──────── MATERIAL

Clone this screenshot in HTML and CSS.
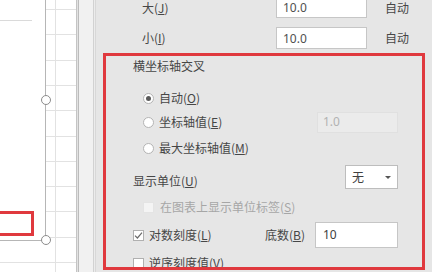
FILE: index.html
```html
<!DOCTYPE html>
<html lang="zh-CN">
<head>
<meta charset="utf-8">
<title>设置坐标轴格式</title>
<link rel="stylesheet" href="styles.css">
</head>
<body>
<div class="app">
  <div class="sheet">
    <div class="chart"></div>
    <div class="chart-gridline"></div>
    <span class="handle handle-mid"></span>
    <span class="handle handle-corner"></span>
    <div class="mark"></div>
  </div>
  <div class="gutter"></div>
  <div class="panel">
    <div class="bounds">
      <div class="brow">
        <span class="blabel">大(<u>J</u>)</span>
        <span class="field">10.0</span>
        <span class="auto">自动</span>
      </div>
      <div class="brow">
        <span class="blabel">小(<u>I</u>)</span>
        <span class="field">10.0</span>
        <span class="auto">自动</span>
      </div>
    </div>
    <div class="group">
      <div class="row title">横坐标轴交叉</div>
      <div class="row opt opt-auto">
        <span class="radio on"></span><span class="txt">自动(<u>O</u>)</span>
      </div>
      <div class="row opt">
        <span class="radio"></span><span class="txt">坐标轴值(<u>E</u>)</span>
        <span class="field field-off">1.0</span>
      </div>
      <div class="row opt opt-max">
        <span class="radio"></span><span class="txt">最大坐标轴值(<u>M</u>)</span>
      </div>
      <div class="row sub unit">
        <span class="txt unit-label">显示单位(<u>U</u>)</span>
        <span class="select">无<span class="caret"></span></span>
      </div>
      <div class="row opt disabled">
        <span class="check"></span><span class="txt">在图表上显示单位标签(<u>S</u>)</span>
      </div>
      <div class="row sub log">
        <span class="check checked"><svg viewBox="0 0 11 11" width="11" height="11"><path d="M2 5.6 L4.4 8 L9 2.6" fill="none" stroke="#6a6a6a" stroke-width="1.2"/></svg></span>
        <span class="txt">对数刻度(<u>L</u>)</span>
        <span class="base">
          <span class="txt">底数(<u>B</u>)</span>
          <span class="field field-base">10</span>
        </span>
      </div>
      <div class="row sub rev">
        <span class="check"></span><span class="txt">逆序刻度值(<u>V</u>)</span>
      </div>
    </div>
  </div>
</div>
</body>
</html>
```
FILE: styles.css
```css
* { box-sizing: border-box; }
html, body { margin: 0; padding: 0; }
body {
  width: 432px;
  height: 272px;
  overflow: hidden;
  font-family: "Noto Sans CJK SC", "Noto Sans", sans-serif;
  font-size: 12px;
  color: #464646;
}
u { text-decoration: underline; text-underline-offset: 1px; }

.app {
  display: flex;
  width: 432px;
  height: 272px;
}

/* spreadsheet side */
.sheet {
  position: relative;
  width: 76px;
  height: 272px;
  overflow: hidden;
  background-color: #ffffff;
  background-image:
    linear-gradient(to right, transparent 55px, #e2e2e2 55px, #e2e2e2 56px, transparent 56px),
    repeating-linear-gradient(to bottom, #e2e2e2 0, #e2e2e2 1px, transparent 1px, transparent 25.3px);
  background-position: 0 0, 0 9px;
}
.chart {
  position: absolute;
  left: -20px;
  top: -20px;
  width: 65px;
  height: 260px;
  background: #ffffff;
  border-right: 1px solid #b6b6b6;
  border-bottom: 1px solid #b6b6b6;
  box-sizing: content-box;
}
.chart-gridline {
  position: absolute;
  left: 0;
  top: 20px;
  width: 32px;
  height: 1px;
  background: #dadada;
}
.handle {
  position: absolute;
  width: 10px;
  height: 10px;
  border: 1px solid #8c8c8c;
  border-radius: 50%;
  background: #ffffff;
}
.handle-mid { left: 41px; top: 95px; }
.handle-corner { left: 41px; top: 235px; }
.mark {
  position: absolute;
  left: -6px;
  top: 211px;
  width: 40px;
  height: 25px;
  border: 3px solid #e0393e;
}

.gutter {
  width: 21px;
  height: 272px;
  background: linear-gradient(to right,
    #c4c4c4 0, #c4c4c4 1px,
    #e2e2e2 1px, #e2e2e2 2px,
    #bcbcbc 2px, #bcbcbc 3px,
    #f1f1f1 3px, #f1f1f1 17px,
    #d2d2d2 17px, #d2d2d2 18px,
    #ececec 18px, #ececec 19px,
    #d8d8d8 19px, #d8d8d8 20px,
    #e6e6e6 20px);
}

/* format panel */
.panel {
  flex: 1;
  height: 272px;
  background: #e6e6e6;
  overflow: hidden;
}
.bounds {
  margin-top: -4px;
  display: flex;
  flex-direction: column;
  gap: 9px;
}
.brow {
  display: grid;
  grid-template-columns: 116px 91px auto;
  column-gap: 18px;
  align-items: center;
  height: 22px;
  padding-left: 45px;
}
.blabel, .auto { line-height: 14px; }
.brow:first-child .blabel,
.brow:first-child .auto { align-self: end; margin-bottom: 3px; }

.field {
  display: flex;
  align-items: center;
  height: 22px;
  padding-left: 6px;
  background: #ffffff;
  border: 1px solid #c6c6c6;
  color: #505050;
  font-family: "Noto Sans", "Noto Sans CJK SC", sans-serif;
  font-size: 12px;
}

.group {
  margin: 4px 0 0 6px;
  width: 322px;
  height: 217px;
  border: 3px solid #e0393e;
  overflow: hidden;
  padding-right: 24px;
}
.row {
  display: flex;
  align-items: center;
  height: 24px;
  line-height: 16px;
}
.title { height: 20px; padding-left: 27px; }
.opt { padding-left: 37px; }
.sub { padding-left: 27px; }
.opt-auto { margin-top: 10px; }
.opt-max { margin-top: 2px; }
.unit { margin-top: 5px; }
.disabled { margin-top: 6px; color: #a6a6a6; }
.log { margin-top: 3px; height: 26px; }
.rev { margin-top: 3px; }

.radio {
  width: 11px;
  height: 11px;
  border: 1px solid #b4b4b4;
  border-radius: 50%;
  background: #ffffff;
  margin-right: 5px;
  display: flex;
  align-items: center;
  justify-content: center;
  flex: none;
}
.radio.on::after {
  content: "";
  width: 5px;
  height: 5px;
  border-radius: 50%;
  background: #5a5a5a;
}
.check {
  width: 11px;
  height: 11px;
  border: 1px solid #b0b0b0;
  background: #ffffff;
  margin-right: 5px;
  flex: none;
  position: relative;
}
.disabled .check { border-color: #e4e4e4; background: #f4f4f4; margin-right: 6px; }
.check svg { position: absolute; left: -1px; top: -1px; }

.field-off {
  margin-left: auto;
  width: 81px;
  height: 21px;
  background: #ebebeb;
  border-color: #e0e0e0;
  color: #b2b2b2;
  padding-left: 5px;
}
.unit-label { padding-top: 7px; }
.select {
  margin-left: auto;
  width: 53px;
  height: 24px;
  background: #ffffff;
  border: 1px solid #bdbdbd;
  display: flex;
  align-items: center;
  padding-left: 6px;
  position: relative;
  color: #404040;
}
.caret {
  position: absolute;
  right: 6px;
  top: 10px;
  width: 0;
  height: 0;
  border-left: 3px solid transparent;
  border-right: 3px solid transparent;
  border-top: 3px solid #555555;
}
.base {
  margin-left: auto;
  display: flex;
  align-items: center;
  gap: 10px;
}
.field-base {
  width: 83px;
  height: 26px;
  padding-left: 7px;
  color: #404040;
}
```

────────────────

§ **TASK**
Take the listing above and restate it word for word, without its pictures.

§ **COMPLETED EXERCISE**
Clone this screenshot in HTML and CSS.
FILE: index.html
```html
<!DOCTYPE html>
<html lang="zh-CN">
<head>
<meta charset="utf-8">
<title>设置坐标轴格式</title>
<link rel="stylesheet" href="styles.css">
</head>
<body>
<div class="app">
  <div class="sheet">
    <div class="chart"></div>
    <div class="chart-gridline"></div>
    <span class="handle handle-mid"></span>
    <span class="handle handle-corner"></span>
    <div class="mark"></div>
  </div>
  <div class="gutter"></div>
  <div class="panel">
    <div class="bounds">
      <div class="brow">
        <span class="blabel">大(<u>J</u>)</span>
        <span class="field">10.0</span>
        <span class="auto">自动</span>
      </div>
      <div class="brow">
        <span class="blabel">小(<u>I</u>)</span>
        <span class="field">10.0</span>
        <span class="auto">自动</span>
      </div>
    </div>
    <div class="group">
      <div class="row title">横坐标轴交叉</div>
      <div class="row opt opt-auto">
        <span class="radio on"></span><span class="txt">自动(<u>O</u>)</span>
      </div>
      <div class="row opt">
        <span class="radio"></span><span class="txt">坐标轴值(<u>E</u>)</span>
        <span class="field field-off">1.0</span>
      </div>
      <div class="row opt opt-max">
        <span class="radio"></span><span class="txt">最大坐标轴值(<u>M</u>)</span>
      </div>
      <div class="row sub unit">
        <span class="txt unit-label">显示单位(<u>U</u>)</span>
        <span class="select">无<span class="caret"></span></span>
      </div>
      <div class="row opt disabled">
        <span class="check"></span><span class="txt">在图表上显示单位标签(<u>S</u>)</span>
      </div>
      <div class="row sub log">
        <span class="check checked"><svg viewBox="0 0 11 11" width="11" height="11"><path d="M2 5.6 L4.4 8 L9 2.6" fill="none" stroke="#6a6a6a" stroke-width="1.2"/></svg></span>
        <span class="txt">对数刻度(<u>L</u>)</span>
        <span class="base">
          <span class="txt">底数(<u>B</u>)</span>
          <span class="field field-base">10</span>
        </span>
      </div>
      <div class="row sub rev">
        <span class="check"></span><span class="txt">逆序刻度值(<u>V</u>)</span>
      </div>
    </div>
  </div>
</div>
</body>
</html>
```
FILE: styles.css
```css
* { box-sizing: border-box; }
html, body { margin: 0; padding: 0; }
body {
  width: 432px;
  height: 272px;
  overflow: hidden;
  font-family: "Noto Sans CJK SC", "Noto Sans", sans-serif;
  font-size: 12px;
  color: #464646;
}
u { text-decoration: underline; text-underline-offset: 1px; }

.app {
  display: flex;
  width: 432px;
  height: 272px;
}

/* spreadsheet side */
.sheet {
  position: relative;
  width: 76px;
  height: 272px;
  overflow: hidden;
  background-color: #ffffff;
  background-image:
    linear-gradient(to right, transparent 55px, #e2e2e2 55px, #e2e2e2 56px, transparent 56px),
    repeating-linear-gradient(to bottom, #e2e2e2 0, #e2e2e2 1px, transparent 1px, transparent 25.3px);
  background-position: 0 0, 0 9px;
}
.chart {
  position: absolute;
  left: -20px;
  top: -20px;
  width: 65px;
  height: 260px;
  background: #ffffff;
  border-right: 1px solid #b6b6b6;
  border-bottom: 1px solid #b6b6b6;
  box-sizing: content-box;
}
.chart-gridline {
  position: absolute;
  left: 0;
  top: 20px;
  width: 32px;
  height: 1px;
  background: #dadada;
}
.handle {
  position: absolute;
  width: 10px;
  height: 10px;
  border: 1px solid #8c8c8c;
  border-radius: 50%;
  background: #ffffff;
}
.handle-mid { left: 41px; top: 95px; }
.handle-corner { left: 41px; top: 235px; }
.mark {
  position: absolute;
  left: -6px;
  top: 211px;
  width: 40px;
  height: 25px;
  border: 3px solid #e0393e;
}

.gutter {
  width: 21px;
  height: 272px;
  background: linear-gradient(to right,
    #c4c4c4 0, #c4c4c4 1px,
    #e2e2e2 1px, #e2e2e2 2px,
    #bcbcbc 2px, #bcbcbc 3px,
    #f1f1f1 3px, #f1f1f1 17px,
    #d2d2d2 17px, #d2d2d2 18px,
    #ececec 18px, #ececec 19px,
    #d8d8d8 19px, #d8d8d8 20px,
    #e6e6e6 20px);
}

/* format panel */
.panel {
  flex: 1;
  height: 272px;
  background: #e6e6e6;
  overflow: hidden;
}
.bounds {
  margin-top: -4px;
  display: flex;
  flex-direction: column;
  gap: 9px;
}
.brow {
  display: grid;
  grid-template-columns: 116px 91px auto;
  column-gap: 18px;
  align-items: center;
  height: 22px;
  padding-left: 45px;
}
.blabel, .auto { line-height: 14px; }
.brow:first-child .blabel,
.brow:first-child .auto { align-self: end; margin-bottom: 3px; }

.field {
  display: flex;
  align-items: center;
  height: 22px;
  padding-left: 6px;
  background: #ffffff;
  border: 1px solid #c6c6c6;
  color: #505050;
  font-family: "Noto Sans", "Noto Sans CJK SC", sans-serif;
  font-size: 12px;
}

.group {
  margin: 4px 0 0 6px;
  width: 322px;
  height: 217px;
  border: 3px solid #e0393e;
  overflow: hidden;
  padding-right: 24px;
}
.row {
  display: flex;
  align-items: center;
  height: 24px;
  line-height: 16px;
}
.title { height: 20px; padding-left: 27px; }
.opt { padding-left: 37px; }
.sub { padding-left: 27px; }
.opt-auto { margin-top: 10px; }
.opt-max { margin-top: 2px; }
.unit { margin-top: 5px; }
.disabled { margin-top: 6px; color: #a6a6a6; }
.log { margin-top: 3px; height: 26px; }
.rev { margin-top: 3px; }

.radio {
  width: 11px;
  height: 11px;
  border: 1px solid #b4b4b4;
  border-radius: 50%;
  background: #ffffff;
  margin-right: 5px;
  display: flex;
  align-items: center;
  justify-content: center;
  flex: none;
}
.radio.on::after {
  content: "";
  width: 5px;
  height: 5px;
  border-radius: 50%;
  background: #5a5a5a;
}
.check {
  width: 11px;
  height: 11px;
  border: 1px solid #b0b0b0;
  background: #ffffff;
  margin-right: 5px;
  flex: none;
  position: relative;
}
.disabled .check { border-color: #e4e4e4; background: #f4f4f4; margin-right: 6px; }
.check svg { position: absolute; left: -1px; top: -1px; }

.field-off {
  margin-left: auto;
  width: 81px;
  height: 21px;
  background: #ebebeb;
  border-color: #e0e0e0;
  color: #b2b2b2;
  padding-left: 5px;
}
.unit-label { padding-top: 7px; }
.select {
  margin-left: auto;
  width: 53px;
  height: 24px;
  background: #ffffff;
  border: 1px solid #bdbdbd;
  display: flex;
  align-items: center;
  padding-left: 6px;
  position: relative;
  color: #404040;
}
.caret {
  position: absolute;
  right: 6px;
  top: 10px;
  width: 0;
  height: 0;
  border-left: 3px solid transparent;
  border-right: 3px solid transparent;
  border-top: 3px solid #555555;
}
.base {
  margin-left: auto;
  display: flex;
  align-items: center;
  gap: 10px;
}
.field-base {
  width: 83px;
  height: 26px;
  padding-left: 7px;
  color: #404040;
}
```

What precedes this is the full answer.